Reclaiming self-worth through ritual, softness, and soul-deep presence

Anni Hamer
I never quite fit into the mould of what the world called beautiful. Even when I was told I was pretty, I didn’t feel it—not in a way that settled in my bones. Over the years, I’ve come to understand that true beauty isn’t about perfection, it’s about presence. It’s in the quiet rituals, the softness we offer ourselves, and the truth we carry in our skin. This is the kind of beauty Luna Selene was made for.

I’ve never truly felt like I fit into conventional beauty standards.

Sure, people told me I was pretty. And I’d smile, say thank you, maybe even blush. But deep down, I never really believed it, not in the way that mattered. I never saw myself as one of those girls, the ones who seemed to effortlessly glide through the world, confident in their femininity, in their appearance, in their power. The “pretty girls.” I always felt like I was on the outside of that world, like I didn’t quite belong to it.

I didn’t carry myself that way. I didn’t know how. There was a discomfort in being looked at, an unease in being seen. I felt too much and not enough, all at once.

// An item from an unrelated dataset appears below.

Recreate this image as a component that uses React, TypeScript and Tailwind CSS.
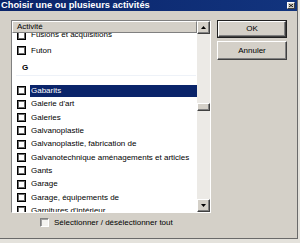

Somewhere along the way, I internalised the idea that beauty was a kind of performance. Something external. A set of rules I hadn’t quite mastered. I believed that if I could just fix the things that didn’t look right, my skin, my shape, my posture, my everything, then maybe I’d finally feel beautiful. Maybe I’d finally feel like I belonged in my own body.

But that’s the trap, isn’t it? The more we chase perfection, the further we get from ourselves.

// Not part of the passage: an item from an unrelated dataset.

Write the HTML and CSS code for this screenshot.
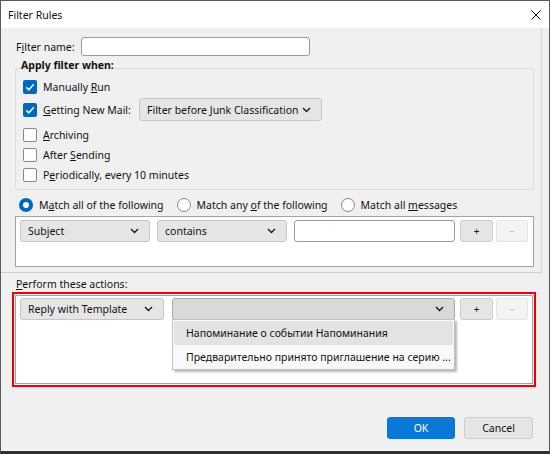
FILE: index.html
```html
<!DOCTYPE html>
<html>
<head>
<meta charset="utf-8">
<link rel="stylesheet" href="styles.css">
</head>
<body>
<div class="window">
  <div class="titlebar">
    <span class="title">Filter Rules</span>
    <svg class="close" width="10" height="10" viewBox="0 0 10 10"><path d="M0.5 0.5 L9.5 9.5 M9.5 0.5 L0.5 9.5" stroke="#111" stroke-width="1" fill="none"/></svg>
  </div>
  <div class="content">
    <div class="upper">
      <div class="name-row">
        <label class="name-label">F<u>i</u>lter name:</label>
        <div class="textbox name-input"></div>
      </div>
      <div class="legend">Apply filter when:</div>
      <div class="group">
        <div class="cb-row">
          <span class="cb checked"><svg width="14" height="14" viewBox="0 0 14 14"><path d="M3.2 7.3 L5.8 9.8 L10.8 4.3" fill="none" stroke="#fff" stroke-width="1.5"/></svg></span>
          <span>Manually <u>R</u>un</span>
        </div>
        <div class="cb-row tall">
          <span class="cb checked"><svg width="14" height="14" viewBox="0 0 14 14"><path d="M3.2 7.3 L5.8 9.8 L10.8 4.3" fill="none" stroke="#fff" stroke-width="1.5"/></svg></span>
          <span class="mail-label"><u>G</u>etting New Mail:</span>
          <div class="select junk">
            <span>Filter before Junk Classification</span>
            <svg width="9" height="6" viewBox="0 0 9 6"><path d="M1 1 L4.5 4.5 L8 1" fill="none" stroke="#1a1a1a" stroke-width="1.4"/></svg>
          </div>
        </div>
        <div class="cb-row">
          <span class="cb"></span>
          <span><u>A</u>rchiving</span>
        </div>
        <div class="cb-row">
          <span class="cb"></span>
          <span>After <u>S</u>ending</span>
        </div>
        <div class="cb-row">
          <span class="cb"></span>
          <span>P<u>e</u>riodically, every 10 minutes</span>
        </div>
      </div>
      <div class="radio-row">
        <div class="radio-item"><span class="radio checked"></span><span>M<u>a</u>tch all of the following</span></div>
        <div class="radio-item"><span class="radio"></span><span>Match any <u>o</u>f the following</span></div>
        <div class="radio-item"><span class="radio"></span><span>Match all <u>m</u>essages</span></div>
      </div>
      <div class="listbox rules">
        <div class="rule-row">
          <div class="select w-subject">
            <span>Subject</span>
            <svg width="9" height="6" viewBox="0 0 9 6"><path d="M1 1 L4.5 4.5 L8 1" fill="none" stroke="#1a1a1a" stroke-width="1.4"/></svg>
          </div>
          <div class="select w-contains">
            <span>contains</span>
            <svg width="9" height="6" viewBox="0 0 9 6"><path d="M1 1 L4.5 4.5 L8 1" fill="none" stroke="#1a1a1a" stroke-width="1.4"/></svg>
          </div>
          <div class="textbox value-input"></div>
          <div class="btn-small plus">+</div>
          <div class="btn-small minus disabled">−</div>
        </div>
      </div>
    </div>
    <div class="lower">
      <div class="section-label"><u>P</u>erform these actions:</div>
      <div class="highlight">
        <div class="listbox actions">
          <div class="rule-row action-row">
            <div class="select w-reply">
              <span>Reply with Template</span>
              <svg width="9" height="6" viewBox="0 0 9 6"><path d="M1 1 L4.5 4.5 L8 1" fill="none" stroke="#1a1a1a" stroke-width="1.4"/></svg>
            </div>
            <div class="select open w-template">
              <span></span>
              <svg width="9" height="6" viewBox="0 0 9 6"><path d="M1 1 L4.5 4.5 L8 1" fill="none" stroke="#1a1a1a" stroke-width="1.4"/></svg>
              <div class="popup">
                <div class="popup-item hover">Напоминание о событии Напоминания</div>
                <div class="popup-item">Предварительно принято приглашение на серию ...</div>
              </div>
            </div>
            <div class="btn-small plus">+</div>
            <div class="btn-small minus disabled">−</div>
          </div>
        </div>
      </div>
      <div class="buttons">
        <div class="btn primary">OK</div>
        <div class="btn">Cancel</div>
      </div>
    </div>
  </div>
</div>
</body>
</html>
```

FILE: styles.css
```css
* { box-sizing: border-box; }
html, body { margin: 0; padding: 0; background: #2a2a2a; }
body {
  font-family: "Noto Sans", "Open Sans", sans-serif;
  font-size: 10.5px;
  color: #111;
}
u { text-decoration: underline; text-underline-offset: 1px; }

.window {
  width: 550px;
  height: 454px;
  border: 1px solid #5a5a5a;
  border-bottom: 3px solid #303030;
  background: #f0f0f0;
  display: flex;
  flex-direction: column;
}

.titlebar {
  height: 27px;
  flex: none;
  background: #ffffff;
  display: flex;
  align-items: center;
  padding: 0 8px 0 7px;
}
.title { font-size: 10.5px; color: #111; }
.close { margin-left: auto; }

.content {
  flex: 1;
  display: flex;
  flex-direction: column;
  border-bottom: 1px solid #fbfbfb;
}

.upper {
  height: 245px;
  flex: none;
  width: 541px;
  border-right: 1px solid #d6d6d6;
  border-bottom: 1px solid #cfcfcf;
  padding-top: 9px;
}

.name-row {
  display: flex;
  align-items: center;
  height: 19px;
  padding-left: 15px;
}
.name-label { width: 65px; }
.textbox {
  background: #fff;
  border: 1px solid #9b9b9b;
  border-radius: 3px;
}
.name-input { width: 229px; height: 19px; }

.legend {
  margin: 3px 0 0 20px;
  height: 12px;
  line-height: 12px;
  font-weight: bold;
  position: relative;
}

.group {
  margin: -3px 0 0 14px;
  width: 519px;
  border: 1px solid #dcdcdc;
  border-radius: 3px;
  padding: 8px 0 4px 7px;
}

.cb-row {
  display: flex;
  align-items: center;
  height: 20px;
  gap: 6px;
}
.cb-row.tall { height: 23px; margin: 1px 0 4px; }
.cb {
  width: 14px;
  height: 14px;
  border: 1px solid #8a8a8a;
  border-radius: 2px;
  background: #fdfdfd;
  flex: none;
  display: flex;
}
.cb.checked { background: #0067c0; border: none; }
.mail-label { width: 90px; flex: none; }

.select {
  display: flex;
  align-items: center;
  justify-content: space-between;
  height: 22px;
  border: 1px solid #c6c6c6;
  border-radius: 3px;
  background: #e5e5e5;
  padding: 0 10px 0 7px;
  flex: none;
  white-space: nowrap;
}
.junk { width: 183px; height: 23px; }

.radio-row {
  display: flex;
  align-items: center;
  height: 20px;
  margin-top: 5px;
  padding-left: 18px;
  gap: 13px;
}
.radio-item { display: flex; align-items: center; gap: 6px; }
.radio {
  width: 14px;
  height: 14px;
  border-radius: 50%;
  border: 1px solid #8a8a8a;
  background: #fdfdfd;
  flex: none;
  display: flex;
  align-items: center;
  justify-content: center;
}
.radio.checked { background: #0067c0; border: none; }
.radio.checked::after {
  content: "";
  width: 6px;
  height: 6px;
  border-radius: 50%;
  background: #fff;
}

.listbox {
  background: #fff;
  border: 1px solid #a3a3a3;
}
.rules {
  margin: 1px 0 0 14px;
  width: 519px;
  height: 51px;
  padding: 3px 4px 0 4px;
}
.rule-row { display: flex; align-items: center; }
.w-subject { width: 130px; }
.w-contains { width: 130px; margin-left: 7px; }
.value-input { width: 161px; height: 22px; margin-left: 7px; }
.btn-small {
  height: 22px;
  border: 1px solid #cccccc;
  border-radius: 3px;
  background: #e5e5e5;
  display: flex;
  align-items: center;
  justify-content: center;
  font-size: 10px;
  flex: none;
}
.plus { width: 33px; margin-left: 5px; }
.minus { width: 32px; margin-left: 3px; }
.btn-small.disabled {
  background: #f4f4f4;
  border-color: #e4e4e4;
  color: #b5b5b5;
}

.lower {
  flex: 1;
  display: flex;
  flex-direction: column;
}
.section-label {
  margin: 3px 0 0 15px;
  height: 16px;
  line-height: 16px;
}
.highlight {
  margin-left: 11px;
  width: 524px;
  height: 95px;
  border: 2px solid #e8000b;
  padding: 1px;
}
.actions {
  width: 518px;
  height: 89px;
  padding: 2px 4px 0 4px;
}
.w-reply { width: 144px; }
.w-template {
  width: 283px;
  margin-left: 8px;
  position: relative;
  background: #d9d9d9;
  border-color: #a9a9a9;
}
.popup {
  position: absolute;
  left: -1px;
  top: 20px;
  width: 283px;
  height: 51px;
  background: #f9f9f9;
  border: 1px solid #c2c2c2;
  padding: 1px;
  box-shadow: 2px 2px 2px rgba(0, 0, 0, 0.28);
  z-index: 5;
}
.popup-item {
  height: 24px;
  line-height: 24px;
  padding-left: 12px;
  white-space: nowrap;
  overflow: hidden;
}
.popup-item.hover { background: #e3e3e3; }

.buttons {
  display: flex;
  justify-content: flex-end;
  gap: 9px;
  margin-top: 30px;
  padding-right: 16px;
}
.btn {
  width: 69px;
  height: 22px;
  border: 1px solid #cbcbcb;
  border-radius: 3px;
  background: #e5e5e5;
  display: flex;
  align-items: center;
  justify-content: center;
}
.btn.primary {
  width: 68px;
  background: #0b78d7;
  border-color: #0b78d7;
  color: #fff;
}
```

It’s taken years and a lot of unlearning to realise that beauty was never meant to be a finish line. It’s not something you earn through effort or expense. It’s not a prize for compliance. It’s not something that needs to be proven to anyone.

What shifted for me wasn’t some makeover moment. It wasn’t about learning the “right” way to do my makeup or finally finding the perfect outfit. It was much more subtle than that. It was the quiet return to myself. The slow, tender process of softening. Of paying attention. Of creating little rituals that reminded me I was worthy of care, not because I looked a certain way, but because I exist.

And this is where Luna Selene comes in.

When Kasia and I created this brand, it wasn’t about selling skincare for the sake of vanity. It was about creating tools, beautiful, intentional tools, that could help other women reconnect with themselves in the same way we had to learn to. It was about redefining beauty as a feeling, not a façade. A daily, sacred practice of choosing yourself, again and again.

For me, beauty lives in the everyday moments no one else sees.

It’s in the flicker of candlelight as I cleanse my face at the end of a long day. It’s in the soft weight of my daughter’s head against my shoulder. It’s in the quiet resilience I carry after surviving heartbreak, betrayal, and starting again from nothing. It’s in the lines that are slowly showing on my face, and the stories they hold.

Beauty, I’ve learned, is not the absence of flaws. It’s the presence of truth.

It’s how you hold yourself when no one’s watching. It’s the kindness in your voice when you speak to yourself in the mirror. It’s the way you keep going, keep creating, keep loving, despite everything.

I look back now and wish I could tell my younger self that she was already beautiful. Not because her hair was perfect or her body was tone and slim but because she was real. Because she cared deeply. Because she was trying, and learning, and surviving.

So here’s what I know now:
The most beautiful women I know are the ones who’ve stopped trying to be anything other than themselves.

And if Luna Selene can help even one person see that kind of beauty in themselves, then everything we’ve built will have been worth it.